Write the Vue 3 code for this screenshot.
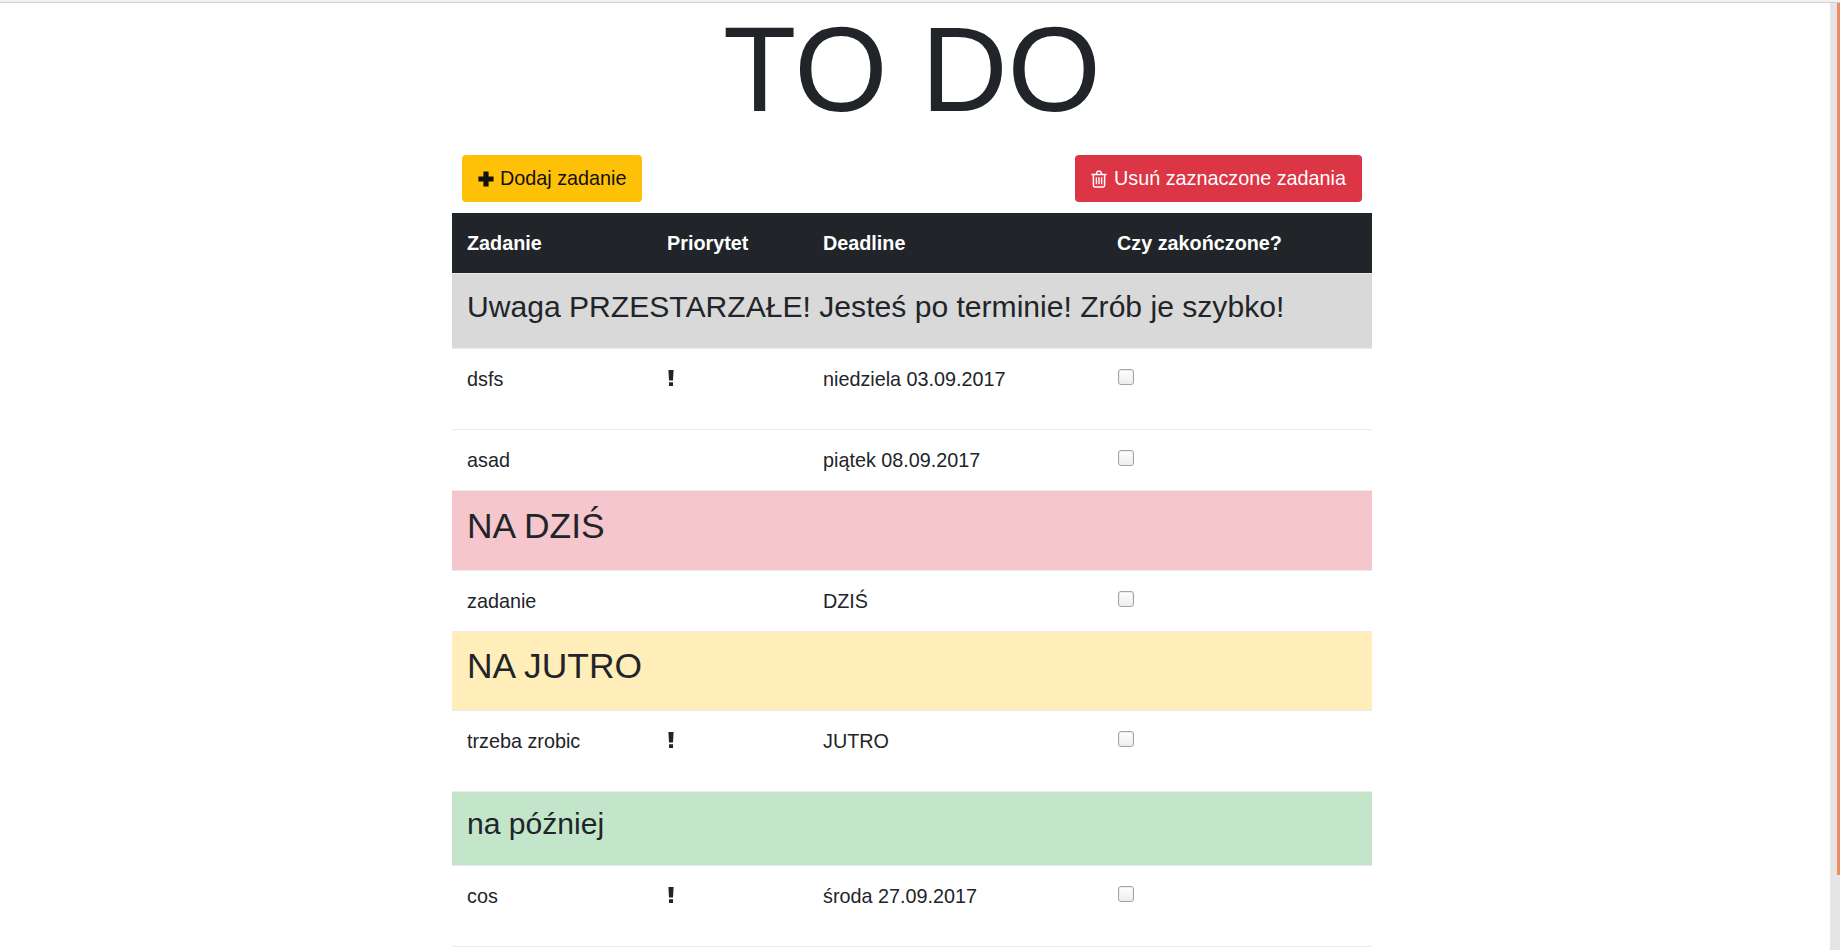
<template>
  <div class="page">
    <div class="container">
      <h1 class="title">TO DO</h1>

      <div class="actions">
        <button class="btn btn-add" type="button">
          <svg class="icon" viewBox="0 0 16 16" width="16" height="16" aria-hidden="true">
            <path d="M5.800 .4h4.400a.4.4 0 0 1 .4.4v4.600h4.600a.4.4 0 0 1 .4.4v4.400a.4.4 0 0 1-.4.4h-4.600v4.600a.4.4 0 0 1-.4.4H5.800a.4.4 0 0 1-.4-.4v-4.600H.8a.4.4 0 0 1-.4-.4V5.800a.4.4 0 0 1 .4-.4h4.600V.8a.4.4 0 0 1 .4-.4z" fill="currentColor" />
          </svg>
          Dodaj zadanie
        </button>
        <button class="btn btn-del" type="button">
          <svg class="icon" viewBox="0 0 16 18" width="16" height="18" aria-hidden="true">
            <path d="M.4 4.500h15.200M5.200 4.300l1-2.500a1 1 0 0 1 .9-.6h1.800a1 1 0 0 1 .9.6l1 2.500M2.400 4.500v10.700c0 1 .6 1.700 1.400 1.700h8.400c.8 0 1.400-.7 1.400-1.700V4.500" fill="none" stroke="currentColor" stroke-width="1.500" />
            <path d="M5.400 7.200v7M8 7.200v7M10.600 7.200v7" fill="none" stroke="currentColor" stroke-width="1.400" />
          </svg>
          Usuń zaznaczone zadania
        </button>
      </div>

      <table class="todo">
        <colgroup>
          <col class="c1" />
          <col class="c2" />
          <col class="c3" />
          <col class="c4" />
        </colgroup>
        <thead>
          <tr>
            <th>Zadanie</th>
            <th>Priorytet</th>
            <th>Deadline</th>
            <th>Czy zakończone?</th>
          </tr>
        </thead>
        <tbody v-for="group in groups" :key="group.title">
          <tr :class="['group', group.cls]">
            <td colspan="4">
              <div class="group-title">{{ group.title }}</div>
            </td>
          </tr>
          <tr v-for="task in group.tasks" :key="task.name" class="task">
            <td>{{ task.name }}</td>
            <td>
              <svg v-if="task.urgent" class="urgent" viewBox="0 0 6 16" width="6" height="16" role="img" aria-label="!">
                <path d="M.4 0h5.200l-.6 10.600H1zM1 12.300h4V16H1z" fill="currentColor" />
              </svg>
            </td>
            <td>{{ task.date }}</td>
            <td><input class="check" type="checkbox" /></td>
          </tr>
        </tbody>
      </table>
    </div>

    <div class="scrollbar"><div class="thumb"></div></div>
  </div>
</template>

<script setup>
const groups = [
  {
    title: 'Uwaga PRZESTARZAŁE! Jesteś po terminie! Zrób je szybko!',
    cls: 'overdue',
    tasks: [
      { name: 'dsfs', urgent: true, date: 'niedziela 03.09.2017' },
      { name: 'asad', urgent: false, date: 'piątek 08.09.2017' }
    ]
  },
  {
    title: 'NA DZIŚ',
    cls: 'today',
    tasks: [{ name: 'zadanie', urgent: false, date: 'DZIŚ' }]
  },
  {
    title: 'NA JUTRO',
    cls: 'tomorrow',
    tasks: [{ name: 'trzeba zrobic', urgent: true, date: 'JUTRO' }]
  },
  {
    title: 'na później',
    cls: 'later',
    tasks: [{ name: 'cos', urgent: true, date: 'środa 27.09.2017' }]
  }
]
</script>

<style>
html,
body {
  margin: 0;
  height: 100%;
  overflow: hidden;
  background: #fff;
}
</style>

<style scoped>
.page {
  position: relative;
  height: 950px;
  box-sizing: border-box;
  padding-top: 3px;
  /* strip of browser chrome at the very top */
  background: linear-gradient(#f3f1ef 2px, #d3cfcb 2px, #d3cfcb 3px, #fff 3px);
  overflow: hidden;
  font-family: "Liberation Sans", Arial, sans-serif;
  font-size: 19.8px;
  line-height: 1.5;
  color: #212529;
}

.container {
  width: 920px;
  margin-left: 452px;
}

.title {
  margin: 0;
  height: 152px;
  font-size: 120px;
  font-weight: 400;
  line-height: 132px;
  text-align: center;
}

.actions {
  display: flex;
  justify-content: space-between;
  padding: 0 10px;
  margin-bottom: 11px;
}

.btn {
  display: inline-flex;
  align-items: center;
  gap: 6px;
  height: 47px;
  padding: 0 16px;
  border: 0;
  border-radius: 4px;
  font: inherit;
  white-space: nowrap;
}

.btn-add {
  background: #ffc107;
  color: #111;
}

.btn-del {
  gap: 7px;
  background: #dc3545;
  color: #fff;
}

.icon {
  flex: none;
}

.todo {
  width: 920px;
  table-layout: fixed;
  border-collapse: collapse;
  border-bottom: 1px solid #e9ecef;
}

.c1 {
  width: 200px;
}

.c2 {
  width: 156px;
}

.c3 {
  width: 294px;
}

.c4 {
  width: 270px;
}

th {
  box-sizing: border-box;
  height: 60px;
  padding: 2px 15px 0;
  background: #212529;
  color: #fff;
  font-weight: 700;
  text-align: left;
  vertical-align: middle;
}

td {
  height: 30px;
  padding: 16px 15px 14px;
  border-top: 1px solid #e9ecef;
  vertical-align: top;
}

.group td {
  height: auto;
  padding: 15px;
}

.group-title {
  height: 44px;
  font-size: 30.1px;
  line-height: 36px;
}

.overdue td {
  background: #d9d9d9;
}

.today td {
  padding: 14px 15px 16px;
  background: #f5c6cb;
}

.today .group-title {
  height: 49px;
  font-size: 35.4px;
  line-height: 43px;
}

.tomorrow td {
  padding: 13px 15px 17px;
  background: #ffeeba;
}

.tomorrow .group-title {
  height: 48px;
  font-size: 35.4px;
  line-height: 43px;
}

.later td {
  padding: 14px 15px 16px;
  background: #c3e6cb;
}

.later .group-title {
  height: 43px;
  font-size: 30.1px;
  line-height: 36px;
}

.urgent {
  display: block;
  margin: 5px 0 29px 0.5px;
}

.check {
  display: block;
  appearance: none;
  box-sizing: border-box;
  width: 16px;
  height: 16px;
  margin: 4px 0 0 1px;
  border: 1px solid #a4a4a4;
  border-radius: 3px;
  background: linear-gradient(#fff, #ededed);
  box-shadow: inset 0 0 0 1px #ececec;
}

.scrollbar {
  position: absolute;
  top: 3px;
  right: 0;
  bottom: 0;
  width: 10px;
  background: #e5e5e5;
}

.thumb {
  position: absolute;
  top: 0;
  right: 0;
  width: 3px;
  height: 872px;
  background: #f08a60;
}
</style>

-----

EXERCISE: Exclude the pictures, and transcribe all of the material exactly.

FULL OUTPUT:
Write the Vue 3 code for this screenshot.
<template>
  <div class="page">
    <div class="container">
      <h1 class="title">TO DO</h1>

      <div class="actions">
        <button class="btn btn-add" type="button">
          <svg class="icon" viewBox="0 0 16 16" width="16" height="16" aria-hidden="true">
            <path d="M5.800 .4h4.400a.4.4 0 0 1 .4.4v4.600h4.600a.4.4 0 0 1 .4.4v4.400a.4.4 0 0 1-.4.4h-4.600v4.600a.4.4 0 0 1-.4.4H5.800a.4.4 0 0 1-.4-.4v-4.600H.8a.4.4 0 0 1-.4-.4V5.800a.4.4 0 0 1 .4-.4h4.600V.8a.4.4 0 0 1 .4-.4z" fill="currentColor" />
          </svg>
          Dodaj zadanie
        </button>
        <button class="btn btn-del" type="button">
          <svg class="icon" viewBox="0 0 16 18" width="16" height="18" aria-hidden="true">
            <path d="M.4 4.500h15.200M5.200 4.300l1-2.500a1 1 0 0 1 .9-.6h1.800a1 1 0 0 1 .9.6l1 2.500M2.400 4.500v10.700c0 1 .6 1.700 1.400 1.700h8.400c.8 0 1.400-.7 1.400-1.700V4.500" fill="none" stroke="currentColor" stroke-width="1.500" />
            <path d="M5.400 7.200v7M8 7.200v7M10.600 7.200v7" fill="none" stroke="currentColor" stroke-width="1.400" />
          </svg>
          Usuń zaznaczone zadania
        </button>
      </div>

      <table class="todo">
        <colgroup>
          <col class="c1" />
          <col class="c2" />
          <col class="c3" />
          <col class="c4" />
        </colgroup>
        <thead>
          <tr>
            <th>Zadanie</th>
            <th>Priorytet</th>
            <th>Deadline</th>
            <th>Czy zakończone?</th>
          </tr>
        </thead>
        <tbody v-for="group in groups" :key="group.title">
          <tr :class="['group', group.cls]">
            <td colspan="4">
              <div class="group-title">{{ group.title }}</div>
            </td>
          </tr>
          <tr v-for="task in group.tasks" :key="task.name" class="task">
            <td>{{ task.name }}</td>
            <td>
              <svg v-if="task.urgent" class="urgent" viewBox="0 0 6 16" width="6" height="16" role="img" aria-label="!">
                <path d="M.4 0h5.200l-.6 10.600H1zM1 12.300h4V16H1z" fill="currentColor" />
              </svg>
            </td>
            <td>{{ task.date }}</td>
            <td><input class="check" type="checkbox" /></td>
          </tr>
        </tbody>
      </table>
    </div>

    <div class="scrollbar"><div class="thumb"></div></div>
  </div>
</template>

<script setup>
const groups = [
  {
    title: 'Uwaga PRZESTARZAŁE! Jesteś po terminie! Zrób je szybko!',
    cls: 'overdue',
    tasks: [
      { name: 'dsfs', urgent: true, date: 'niedziela 03.09.2017' },
      { name: 'asad', urgent: false, date: 'piątek 08.09.2017' }
    ]
  },
  {
    title: 'NA DZIŚ',
    cls: 'today',
    tasks: [{ name: 'zadanie', urgent: false, date: 'DZIŚ' }]
  },
  {
    title: 'NA JUTRO',
    cls: 'tomorrow',
    tasks: [{ name: 'trzeba zrobic', urgent: true, date: 'JUTRO' }]
  },
  {
    title: 'na później',
    cls: 'later',
    tasks: [{ name: 'cos', urgent: true, date: 'środa 27.09.2017' }]
  }
]
</script>

<style>
html,
body {
  margin: 0;
  height: 100%;
  overflow: hidden;
  background: #fff;
}
</style>

<style scoped>
.page {
  position: relative;
  height: 950px;
  box-sizing: border-box;
  padding-top: 3px;
  /* strip of browser chrome at the very top */
  background: linear-gradient(#f3f1ef 2px, #d3cfcb 2px, #d3cfcb 3px, #fff 3px);
  overflow: hidden;
  font-family: "Liberation Sans", Arial, sans-serif;
  font-size: 19.8px;
  line-height: 1.5;
  color: #212529;
}

.container {
  width: 920px;
  margin-left: 452px;
}

.title {
  margin: 0;
  height: 152px;
  font-size: 120px;
  font-weight: 400;
  line-height: 132px;
  text-align: center;
}

.actions {
  display: flex;
  justify-content: space-between;
  padding: 0 10px;
  margin-bottom: 11px;
}

.btn {
  display: inline-flex;
  align-items: center;
  gap: 6px;
  height: 47px;
  padding: 0 16px;
  border: 0;
  border-radius: 4px;
  font: inherit;
  white-space: nowrap;
}

.btn-add {
  background: #ffc107;
  color: #111;
}

.btn-del {
  gap: 7px;
  background: #dc3545;
  color: #fff;
}

.icon {
  flex: none;
}

.todo {
  width: 920px;
  table-layout: fixed;
  border-collapse: collapse;
  border-bottom: 1px solid #e9ecef;
}

.c1 {
  width: 200px;
}

.c2 {
  width: 156px;
}

.c3 {
  width: 294px;
}

.c4 {
  width: 270px;
}

th {
  box-sizing: border-box;
  height: 60px;
  padding: 2px 15px 0;
  background: #212529;
  color: #fff;
  font-weight: 700;
  text-align: left;
  vertical-align: middle;
}

td {
  height: 30px;
  padding: 16px 15px 14px;
  border-top: 1px solid #e9ecef;
  vertical-align: top;
}

.group td {
  height: auto;
  padding: 15px;
}

.group-title {
  height: 44px;
  font-size: 30.1px;
  line-height: 36px;
}

.overdue td {
  background: #d9d9d9;
}

.today td {
  padding: 14px 15px 16px;
  background: #f5c6cb;
}

.today .group-title {
  height: 49px;
  font-size: 35.4px;
  line-height: 43px;
}

.tomorrow td {
  padding: 13px 15px 17px;
  background: #ffeeba;
}

.tomorrow .group-title {
  height: 48px;
  font-size: 35.4px;
  line-height: 43px;
}

.later td {
  padding: 14px 15px 16px;
  background: #c3e6cb;
}

.later .group-title {
  height: 43px;
  font-size: 30.1px;
  line-height: 36px;
}

.urgent {
  display: block;
  margin: 5px 0 29px 0.5px;
}

.check {
  display: block;
  appearance: none;
  box-sizing: border-box;
  width: 16px;
  height: 16px;
  margin: 4px 0 0 1px;
  border: 1px solid #a4a4a4;
  border-radius: 3px;
  background: linear-gradient(#fff, #ededed);
  box-shadow: inset 0 0 0 1px #ececec;
}

.scrollbar {
  position: absolute;
  top: 3px;
  right: 0;
  bottom: 0;
  width: 10px;
  background: #e5e5e5;
}

.thumb {
  position: absolute;
  top: 0;
  right: 0;
  width: 3px;
  height: 872px;
  background: #f08a60;
}
</style>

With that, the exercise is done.